The word fool seems to be a throwaway line used by Jesus. The word “fool” (it’s only used four times in the Gospels, two times in Matthew’s gospel and two times in Luke’s gospel), but each time fool is used, Jesus uses the word to describe behavior contrary to God’s good purposes for creation. To be foolish is to act out of alignment with reality, with the reality that God has revealed in himself in the person Jesus Christ.

Foolishness then, according to Jesus, is not merely a flippant attitude, but instead, an obsession, a need for more. This hoarding is greed. I need more wealth for the sake of having more. Now, Jesus is not saying that wealth is wrong. That’s where the parable trips us up sometimes. This is not a parable about selling off all your possessions and then giving all the proceeds to the poor.

Jesus is warning the younger brother caught up in the family squabble that the possessions he has and the desire for more will one day possess him. Jesus is telling us that the possessions we have and the desire for more will one day possess us. The wealth accumulated by the rich fool blinded him of his foolishness of destroying the barns he already had so that he could accumulate more.

The rich fools use of the first-person language, along with his plans for a sabbatical without an end date, signals his true intentions. He was not storing up grain so that he would be prepared for famine or to be able to help a neighbor knocking on his door in the middle of the night, seeking three loaves of bread.

On some level, all of us are rich fools because we live in a world where greed, extreme greed—Capon uses the word “avarice”—is the driving force behind flawed economic systems, the desires where more and more homes, of overindulgent retirement plans. And listen, I’m not pointing the finger. I’m just simply saying we have this need for greed in our society. We want more, we clutch to our lives and our purposes for them rather than living into the new life in Christ.

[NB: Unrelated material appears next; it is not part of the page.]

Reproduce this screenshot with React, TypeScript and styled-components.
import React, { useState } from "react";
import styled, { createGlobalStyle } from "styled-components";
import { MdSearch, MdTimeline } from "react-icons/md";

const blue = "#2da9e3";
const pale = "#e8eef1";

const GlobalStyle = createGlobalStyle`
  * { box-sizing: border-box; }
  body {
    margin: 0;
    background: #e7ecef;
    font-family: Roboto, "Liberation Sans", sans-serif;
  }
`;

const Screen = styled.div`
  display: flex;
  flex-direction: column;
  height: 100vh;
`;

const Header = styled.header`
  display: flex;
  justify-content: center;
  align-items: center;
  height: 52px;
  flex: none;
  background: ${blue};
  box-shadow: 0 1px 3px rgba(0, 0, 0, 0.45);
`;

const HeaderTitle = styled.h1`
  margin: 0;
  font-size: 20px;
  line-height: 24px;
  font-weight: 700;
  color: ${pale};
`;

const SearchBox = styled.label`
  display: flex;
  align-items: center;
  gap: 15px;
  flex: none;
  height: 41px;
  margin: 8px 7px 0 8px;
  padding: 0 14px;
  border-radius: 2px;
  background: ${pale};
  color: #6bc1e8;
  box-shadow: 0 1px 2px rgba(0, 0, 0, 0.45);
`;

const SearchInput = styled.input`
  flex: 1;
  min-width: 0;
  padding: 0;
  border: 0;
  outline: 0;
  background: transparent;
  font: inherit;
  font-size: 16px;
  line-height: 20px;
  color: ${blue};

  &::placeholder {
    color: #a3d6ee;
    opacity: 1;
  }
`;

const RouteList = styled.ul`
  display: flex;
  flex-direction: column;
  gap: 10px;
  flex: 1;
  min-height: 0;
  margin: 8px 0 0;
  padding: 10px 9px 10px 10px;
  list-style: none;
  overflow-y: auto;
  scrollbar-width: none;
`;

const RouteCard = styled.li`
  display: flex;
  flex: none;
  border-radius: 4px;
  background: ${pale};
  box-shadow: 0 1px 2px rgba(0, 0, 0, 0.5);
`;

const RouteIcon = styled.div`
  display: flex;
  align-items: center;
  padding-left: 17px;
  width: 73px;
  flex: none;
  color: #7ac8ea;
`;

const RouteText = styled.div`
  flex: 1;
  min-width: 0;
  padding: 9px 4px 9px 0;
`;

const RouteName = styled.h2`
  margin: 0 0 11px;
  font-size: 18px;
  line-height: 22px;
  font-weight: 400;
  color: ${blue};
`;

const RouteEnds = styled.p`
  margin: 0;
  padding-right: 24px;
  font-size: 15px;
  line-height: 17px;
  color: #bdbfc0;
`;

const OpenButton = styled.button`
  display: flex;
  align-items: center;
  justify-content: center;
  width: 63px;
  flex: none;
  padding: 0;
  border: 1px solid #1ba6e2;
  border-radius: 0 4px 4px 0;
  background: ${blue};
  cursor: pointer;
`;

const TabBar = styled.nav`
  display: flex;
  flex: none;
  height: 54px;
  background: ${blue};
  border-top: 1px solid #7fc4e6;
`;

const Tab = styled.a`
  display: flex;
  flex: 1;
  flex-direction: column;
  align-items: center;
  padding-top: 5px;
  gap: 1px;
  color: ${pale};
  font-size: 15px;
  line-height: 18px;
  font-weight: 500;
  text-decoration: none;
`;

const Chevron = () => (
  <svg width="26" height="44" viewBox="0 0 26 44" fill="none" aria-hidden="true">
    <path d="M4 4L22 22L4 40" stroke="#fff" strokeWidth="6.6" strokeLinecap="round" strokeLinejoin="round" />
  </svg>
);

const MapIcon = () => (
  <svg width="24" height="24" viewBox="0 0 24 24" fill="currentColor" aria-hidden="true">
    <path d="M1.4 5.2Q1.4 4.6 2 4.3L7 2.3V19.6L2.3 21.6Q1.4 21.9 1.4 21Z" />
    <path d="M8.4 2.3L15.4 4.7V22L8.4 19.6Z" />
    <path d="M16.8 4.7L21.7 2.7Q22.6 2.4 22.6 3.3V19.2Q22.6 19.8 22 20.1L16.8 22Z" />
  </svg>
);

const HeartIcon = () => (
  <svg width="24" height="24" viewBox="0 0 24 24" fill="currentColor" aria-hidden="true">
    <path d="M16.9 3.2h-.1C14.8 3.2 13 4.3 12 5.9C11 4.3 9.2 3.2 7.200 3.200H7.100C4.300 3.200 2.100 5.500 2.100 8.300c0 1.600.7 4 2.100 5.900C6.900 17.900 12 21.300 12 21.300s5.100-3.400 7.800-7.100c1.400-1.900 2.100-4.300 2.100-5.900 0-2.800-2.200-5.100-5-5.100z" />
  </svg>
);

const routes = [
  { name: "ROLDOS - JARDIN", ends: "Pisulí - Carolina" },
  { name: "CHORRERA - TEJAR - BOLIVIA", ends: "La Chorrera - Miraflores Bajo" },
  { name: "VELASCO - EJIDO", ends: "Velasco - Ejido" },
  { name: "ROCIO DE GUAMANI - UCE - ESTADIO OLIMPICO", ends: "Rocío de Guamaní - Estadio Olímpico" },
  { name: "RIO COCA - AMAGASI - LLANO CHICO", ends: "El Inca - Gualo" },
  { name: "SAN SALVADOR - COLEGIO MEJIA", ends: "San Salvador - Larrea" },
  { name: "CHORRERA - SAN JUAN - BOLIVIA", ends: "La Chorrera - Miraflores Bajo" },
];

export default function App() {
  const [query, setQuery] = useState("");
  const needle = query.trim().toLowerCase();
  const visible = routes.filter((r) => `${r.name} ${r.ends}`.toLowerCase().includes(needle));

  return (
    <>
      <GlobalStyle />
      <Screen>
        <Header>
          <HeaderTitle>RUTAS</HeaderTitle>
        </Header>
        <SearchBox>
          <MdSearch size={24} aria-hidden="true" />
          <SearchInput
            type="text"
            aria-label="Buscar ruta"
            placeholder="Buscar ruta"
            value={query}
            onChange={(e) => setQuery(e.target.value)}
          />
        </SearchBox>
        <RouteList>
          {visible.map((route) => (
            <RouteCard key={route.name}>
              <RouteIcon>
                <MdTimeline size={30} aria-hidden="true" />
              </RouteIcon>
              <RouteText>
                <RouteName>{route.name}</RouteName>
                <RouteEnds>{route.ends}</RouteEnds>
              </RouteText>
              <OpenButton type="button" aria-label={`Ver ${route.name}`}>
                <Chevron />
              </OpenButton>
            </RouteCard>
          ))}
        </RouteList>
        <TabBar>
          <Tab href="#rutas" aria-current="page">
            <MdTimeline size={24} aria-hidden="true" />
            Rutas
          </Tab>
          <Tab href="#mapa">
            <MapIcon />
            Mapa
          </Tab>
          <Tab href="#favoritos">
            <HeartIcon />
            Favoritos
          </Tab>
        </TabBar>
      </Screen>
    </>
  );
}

Listen friends, a rich fool is living “success,” uber success, but that success can lead to an insatiable appetite for more, instead of a desire to leverage that wealth for the sake of others, which is generosity. And this is not, again, not a contractual thing, a have-to. This is who God is. He is the generous one.

He is the one who shared everything with us in Jesus. This is the life we’ve been called to, a life of generosity. And here’s the thing. Generosity—it begets generosity. I think when we’re generous with others, I find that people tend to respond. We want to be generous because we’re made in the image of a generous God.

Richard Rohr said this:

“It’s hard and very rare to call your own job into question. When Jesus called his disciples, he also called them away from their jobs, and their families too (see Matthew 4:22). Of course, jobs and families are not bad things. But Jesus called them to leave their nets, because as long as anyone is tied to job security, there are a lot of things they cannot see and cannot say.”

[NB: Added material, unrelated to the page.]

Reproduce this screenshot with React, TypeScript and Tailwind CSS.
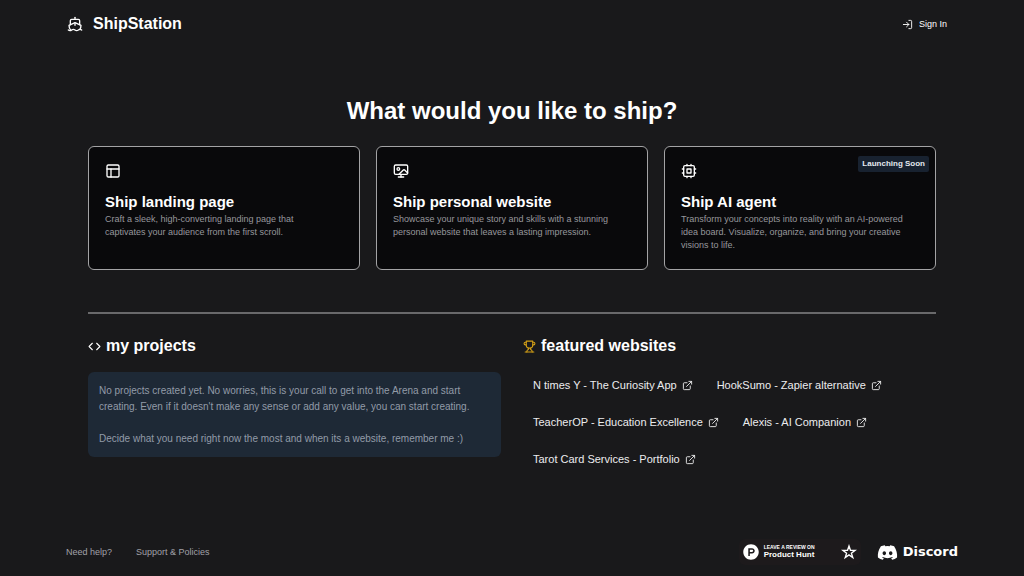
import type { ReactNode } from "react";
import { Code, ExternalLink, LogIn, PanelsTopLeft, Ship, Wallpaper } from "lucide-react";
import { FaDiscord, FaProductHunt } from "react-icons/fa";

type Card = { title: string; text: string; icon: ReactNode; badge?: string };

function ChipIcon() {
  return (
    <svg
      viewBox="0 0 24 24"
      className="size-4"
      fill="none"
      stroke="currentColor"
      strokeWidth="2"
      strokeLinecap="round"
      strokeLinejoin="round"
      aria-hidden="true"
    >
      <rect x="4" y="4" width="16" height="16" rx="2" />
      <rect x="9" y="9" width="6" height="6" />
      <path d="M15 2v2M15 20v2M2 15h2M2 9h2M20 15h2M20 9h2M9 2v2M9 20v2" />
    </svg>
  );
}

function TrophyIcon() {
  return (
    <svg
      viewBox="0 0 24 24"
      className="size-[13px] text-[#d4a017]"
      fill="none"
      stroke="currentColor"
      strokeWidth="2"
      strokeLinecap="round"
      strokeLinejoin="round"
      aria-hidden="true"
    >
      <path d="M6 9H4.500a2.500 2.500 0 0 1 0-5H6M18 9h1.500a2.500 2.500 0 0 0 0-5H18M4 22h16" />
      <path d="M10 14.660V17c0 .55-.47.98-.97 1.210C7.850 18.750 7 20.240 7 22" />
      <path d="M14 14.660V17c0 .55.47.98.97 1.210C16.150 18.750 17 20.240 17 22" />
      <path d="M18 2H6v7a6 6 0 0 0 12 0V2Z" />
    </svg>
  );
}

const cards: Card[] = [
  {
    title: "Ship landing page",
    text: "Craft a sleek, high-converting landing page that captivates your audience from the first scroll.",
    icon: <PanelsTopLeft size={16} />,
  },
  {
    title: "Ship personal website",
    text: "Showcase your unique story and skills with a stunning personal website that leaves a lasting impression.",
    icon: <Wallpaper size={16} />,
  },
  {
    title: "Ship AI agent",
    text: "Transform your concepts into reality with an AI-powered idea board. Visualize, organize, and bring your creative visions to life.",
    icon: <ChipIcon />,
    badge: "Launching Soon",
  },
];

const sites = [
  "N times Y - The Curiosity App",
  "HookSumo - Zapier alternative",
  "TeacherOP - Education Excellence",
  "Alexis - AI Companion",
  "Tarot Card Services - Portfolio",
];

function ShipCard({ title, text, icon, badge }: Card) {
  return (
    <a
      href="#"
      className="relative block min-h-[124px] rounded-md border border-[#a3a3a5] bg-[#09090b] px-4 pt-4 pb-3"
    >
      {icon}
      <h2 className="mt-3 text-[15px] leading-[22px] font-bold">{title}</h2>
      <p className="pr-3 text-[9px] leading-[13px] text-[#97979c]">{text}</p>
      {badge && (
        <span className="absolute top-[9px] right-[6px] rounded-xs bg-[#182230] px-1 text-[8px] leading-4 font-bold text-[#e4e9ef]">
          {badge}
        </span>
      )}
    </a>
  );
}

export default function App() {
  return (
    <div className="flex min-h-screen flex-col bg-[#19191b] font-['Liberation_Sans',Arial,sans-serif] text-white">
      <header className="flex h-12 items-center justify-between pr-[77px] pl-[67px]">
        <a href="#" className="flex items-center gap-[10px] text-[16px] leading-5 font-bold">
          <Ship size={16} />
          ShipStation
        </a>
        <button className="flex items-center gap-[6px] text-[9px] leading-4">
          <LogIn size={11} />
          Sign In
        </button>
      </header>

      <main className="px-[88px] pt-[47px]">
        <h1 className="text-center text-[24px] leading-8 font-bold">What would you like to ship?</h1>
        <div className="mt-[19px] grid grid-cols-3 gap-4">
          {cards.map((card) => (
            <ShipCard key={card.title} {...card} />
          ))}
        </div>
        <hr className="mt-[42px] border-t-2 border-[#69696b]" />

        <div className="grid grid-cols-2 gap-[22px] pt-[22px]">
          <section>
            <h2 className="flex items-center gap-[5px] text-[16px] leading-5 font-bold">
              <Code size={13} />
              my projects
            </h2>
            <div className="mt-4 rounded-md bg-[#1e2936] px-[11px] pt-[11px] pb-[10px] text-[10px] leading-4 text-[#929ba8]">
              <p>
                No projects created yet. No worries, this is your call to get into the Arena and start creating. Even if
                it doesn't make any sense or add any value, you can start creating.
              </p>
              <p className="mt-4">
                Decide what you need right now the most and when its a website, remember me :)
              </p>
            </div>
          </section>
          <section>
            <h2 className="flex items-center gap-[5px] text-[16px] leading-5 font-bold">
              <TrophyIcon />
              featured websites
            </h2>
            <ul className="mt-[21px] flex flex-wrap gap-x-6 gap-y-[21px] pl-[10px]">
              {sites.map((site) => (
                <li key={site}>
                  <a href="#" className="flex items-center gap-[5px] text-[11px] leading-4 text-[#ececee]">
                    {site}
                    <ExternalLink size={11} />
                  </a>
                </li>
              ))}
            </ul>
          </section>
        </div>
      </main>

      <footer className="mt-auto flex items-center justify-between px-[66px] pb-[11px]">
        <nav className="flex gap-6 text-[9px] leading-4 text-[#a1a1a8]">
          <a href="#">Need help?</a>
          <a href="#">Support &amp; Policies</a>
        </nav>
        <div className="flex items-center gap-4">
          <a href="#" className="flex h-[26px] w-[122px] items-center rounded-md bg-[#1d1a1c] pr-1 pl-1">
            <FaProductHunt size={16} />
            <span className="ml-[5px] flex flex-1 flex-col font-bold">
              <span className="text-[5px] leading-[6px]">LEAVE A REVIEW ON</span>
              <span className="text-[8px] leading-[10px]">Product Hunt</span>
            </span>
            <svg viewBox="0 0 24 24" className="size-4" fill="none" stroke="currentColor" strokeWidth="2" aria-hidden="true">
              <path d="M12 3l2.200 6.500h7L15.600 13.700l2.100 6.700L12 16.400l-5.700 4 2.100-6.700L2.800 9.500h7z" />
            </svg>
          </a>
          <a
            href="#"
            className="flex items-center gap-[5px] font-['DejaVu_Sans',Verdana,sans-serif] text-[13px] leading-4 font-bold"
          >
            <FaDiscord size={21} />
            Discord
          </a>
        </div>
      </footer>
    </div>
  );
}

Jesus is not saying you have to leave your work, but I guess the question is: what are we putting our assurance in? What gives us a sense of security? Is it Jesus or is it our stuff? And I remind you once again, the kingdom of God doesn’t look like this world. And loved ones, if we want to disciple the world, the less like the world we are, the more impact we will have upon it.

The less like the world we are, the more impact we will have upon it. Let’s be kingdom people who out of the generosity of God, his very being, we live in generosity toward others. Amen.

Friends, thank you for allowing me to take this time to share some commentary on these passages. May the word of God richly dwell in our hearts. And may you be blessed as you study and pray and prepare to preach and proclaim the good news of our Lord, Jesus Christ. Let us pray.

Father, Son, and Spirit, what a joy it is to be your children to be included in your life, to be forever united in this Father-Son relationship through the Spirit. We are overwhelmed with your generosity toward us.

The Bible, holy Scripture is a gift. Thank you that it reads us, that we not only encounter Scripture to teach others, but we encounter it to be taught by the Spirit. Have your way, Lord. Teach us, and may we be prepared as we show up on Sunday to share the good news. May we be prepared, that we’re excited to say what you’ve given us to say, because we have been communing with you throughout the week.

Lord, we love you. And we thank you that you first loved us. We pray this in Jesus’ name. Amen.

Small Group Discussion Questions

From Speaking of Life

  • In what ways do we foolishly think material possessions can secure our life?
  • The scripture cited in the video said that “a greedy person is an idolater, worshiping the things of this world.” What are some things of this world that we are tempted to worship beyond money?
  • The scripture also said we should “think about the things of heaven, not the things of earth.” What are some things of heaven we can think of that will help us turn our eyes from the things of this world?

From the sermon

  • Could you identify with the “someone in the crowd” who wanted Jesus to settle a dispute? What ways do you identify? What ways do you not identify?
  • Did it help to picture Jesus being calm and not worried when speaking to the person in the crowd? How does it help knowing Jesus is not worried or concerned about the things we fear?
  • What did you think of Jesus’ handling of the man’s disconnected question? What does this say about Jesus for you?
  • How does knowing Jesus is truly your “friend” help you hear words from him that you don’t want to hear?
  • Can you think of times when someone tried to use Jesus to get what they wanted? Have you seen yourself do this?
  • What connections did you make from the sermon between “fear” and “greed”?
  • What part of the Parable of the Rich Man stood out to you the most? What was Jesus saying to you today through his parable?